◆ Task to carry out
Find the lines with "index" in them and copy them out.

◆ Available records
* * *

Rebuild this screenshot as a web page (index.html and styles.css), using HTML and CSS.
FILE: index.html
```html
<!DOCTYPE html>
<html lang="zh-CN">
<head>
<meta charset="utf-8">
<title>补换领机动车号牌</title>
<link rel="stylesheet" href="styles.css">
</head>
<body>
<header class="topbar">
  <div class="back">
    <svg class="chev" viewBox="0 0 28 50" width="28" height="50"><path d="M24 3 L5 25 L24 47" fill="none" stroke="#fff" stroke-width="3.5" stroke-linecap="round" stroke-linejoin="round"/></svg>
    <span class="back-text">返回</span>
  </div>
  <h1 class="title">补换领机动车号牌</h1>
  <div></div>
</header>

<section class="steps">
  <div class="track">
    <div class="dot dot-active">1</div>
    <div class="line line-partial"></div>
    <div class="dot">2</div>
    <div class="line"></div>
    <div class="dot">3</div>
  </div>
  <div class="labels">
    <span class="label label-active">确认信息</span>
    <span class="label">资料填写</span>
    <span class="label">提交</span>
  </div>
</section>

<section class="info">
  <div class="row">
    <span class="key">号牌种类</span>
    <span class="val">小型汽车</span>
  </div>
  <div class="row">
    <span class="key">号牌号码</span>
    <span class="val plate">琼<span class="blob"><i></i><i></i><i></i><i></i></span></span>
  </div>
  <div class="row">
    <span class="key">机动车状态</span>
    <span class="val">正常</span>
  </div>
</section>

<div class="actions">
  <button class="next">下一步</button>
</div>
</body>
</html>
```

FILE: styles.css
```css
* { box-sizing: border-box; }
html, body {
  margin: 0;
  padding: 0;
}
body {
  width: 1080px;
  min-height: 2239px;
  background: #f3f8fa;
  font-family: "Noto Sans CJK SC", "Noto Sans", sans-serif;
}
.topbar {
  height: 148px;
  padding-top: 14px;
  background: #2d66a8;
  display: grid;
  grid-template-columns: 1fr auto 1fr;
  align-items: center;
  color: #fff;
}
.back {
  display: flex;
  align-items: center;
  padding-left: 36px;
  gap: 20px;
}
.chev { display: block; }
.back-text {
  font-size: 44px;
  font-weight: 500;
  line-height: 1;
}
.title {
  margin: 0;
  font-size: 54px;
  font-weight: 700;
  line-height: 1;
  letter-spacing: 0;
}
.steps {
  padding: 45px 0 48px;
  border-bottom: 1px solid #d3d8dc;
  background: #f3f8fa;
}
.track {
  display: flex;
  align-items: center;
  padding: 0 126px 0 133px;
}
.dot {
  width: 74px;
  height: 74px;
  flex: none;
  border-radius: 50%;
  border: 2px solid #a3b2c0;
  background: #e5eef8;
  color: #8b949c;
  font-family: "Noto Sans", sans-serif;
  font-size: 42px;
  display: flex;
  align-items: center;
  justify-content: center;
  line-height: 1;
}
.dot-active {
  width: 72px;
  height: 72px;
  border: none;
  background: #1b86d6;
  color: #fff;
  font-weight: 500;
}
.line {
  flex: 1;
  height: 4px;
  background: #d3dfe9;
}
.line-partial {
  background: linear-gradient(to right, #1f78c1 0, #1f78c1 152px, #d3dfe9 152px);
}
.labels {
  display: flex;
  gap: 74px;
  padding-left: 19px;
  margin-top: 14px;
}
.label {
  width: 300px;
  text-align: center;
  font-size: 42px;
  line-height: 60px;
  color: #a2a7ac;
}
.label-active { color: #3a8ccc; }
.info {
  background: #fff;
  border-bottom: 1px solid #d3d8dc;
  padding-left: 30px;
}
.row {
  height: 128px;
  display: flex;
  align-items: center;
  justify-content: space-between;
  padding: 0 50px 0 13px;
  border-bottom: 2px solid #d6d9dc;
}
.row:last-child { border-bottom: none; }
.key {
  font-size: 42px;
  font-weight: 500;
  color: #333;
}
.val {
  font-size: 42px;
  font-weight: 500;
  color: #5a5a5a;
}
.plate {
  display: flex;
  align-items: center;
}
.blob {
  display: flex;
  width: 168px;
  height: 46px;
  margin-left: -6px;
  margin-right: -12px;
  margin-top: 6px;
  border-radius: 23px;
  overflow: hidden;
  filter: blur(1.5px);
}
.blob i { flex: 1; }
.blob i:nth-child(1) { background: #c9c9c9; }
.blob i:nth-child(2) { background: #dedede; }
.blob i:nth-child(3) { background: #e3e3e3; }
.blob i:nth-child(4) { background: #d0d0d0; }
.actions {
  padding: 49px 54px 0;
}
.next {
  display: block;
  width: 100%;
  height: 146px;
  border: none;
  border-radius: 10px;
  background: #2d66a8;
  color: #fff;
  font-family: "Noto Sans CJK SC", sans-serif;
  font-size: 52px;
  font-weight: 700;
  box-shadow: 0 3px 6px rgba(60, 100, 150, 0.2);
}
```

* * *

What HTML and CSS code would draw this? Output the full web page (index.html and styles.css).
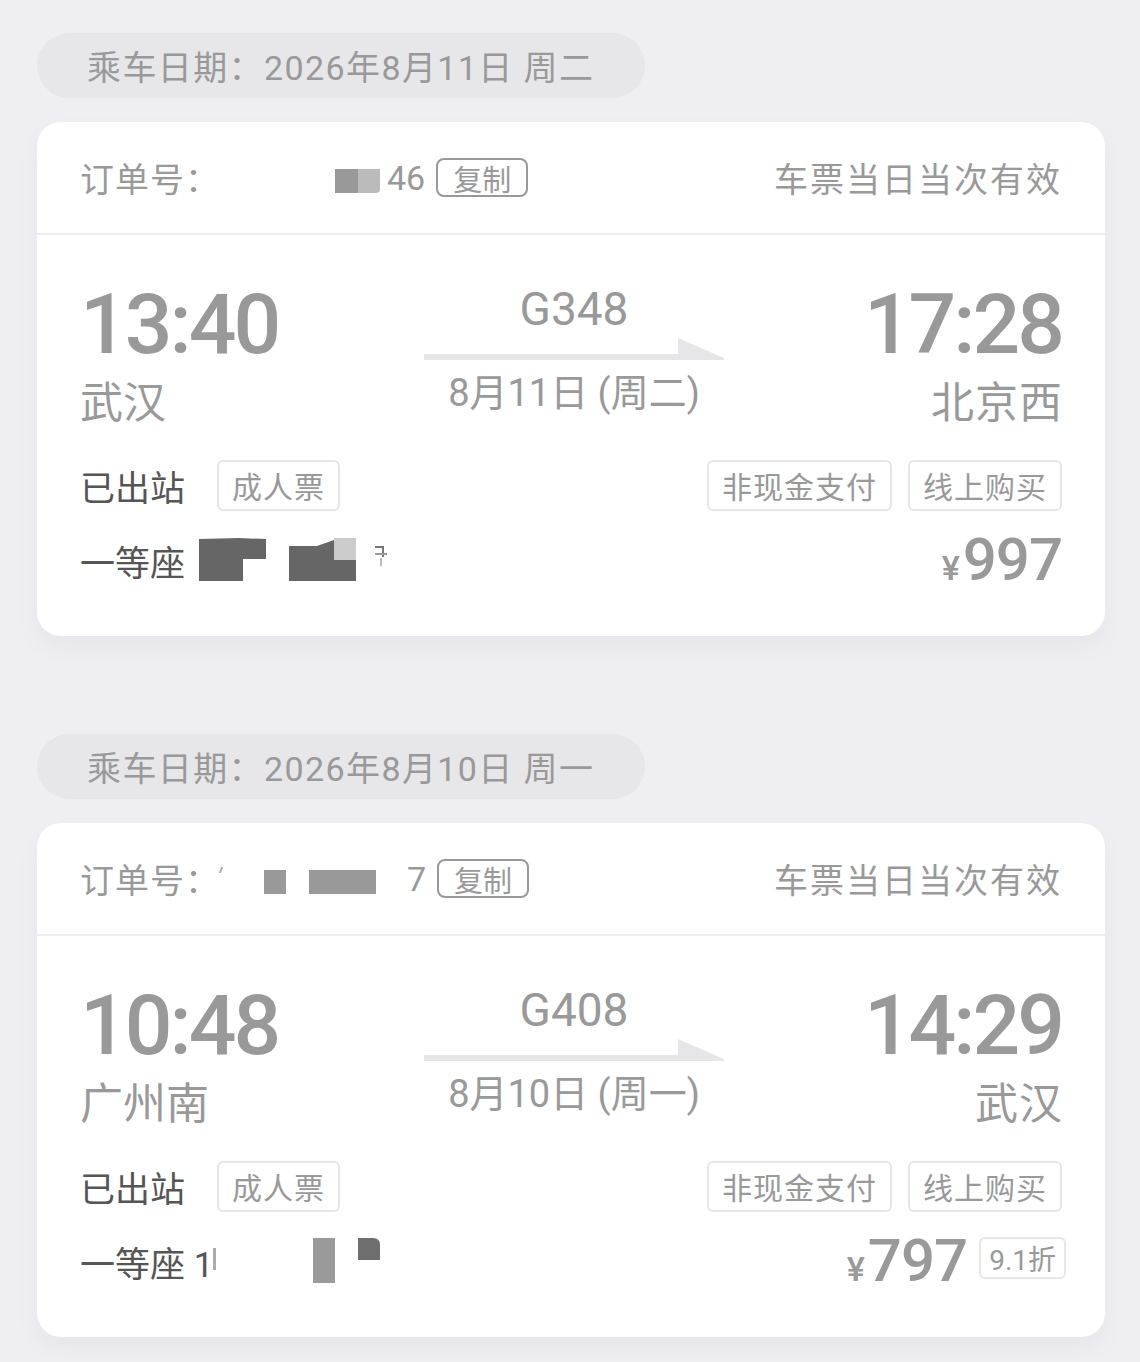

* * *

◆ Expected output
Rebuild this screenshot as a web page (index.html and styles.css), using HTML and CSS.
FILE: index.html
What HTML and CSS code would draw this? Output the full web page (index.html and styles.css).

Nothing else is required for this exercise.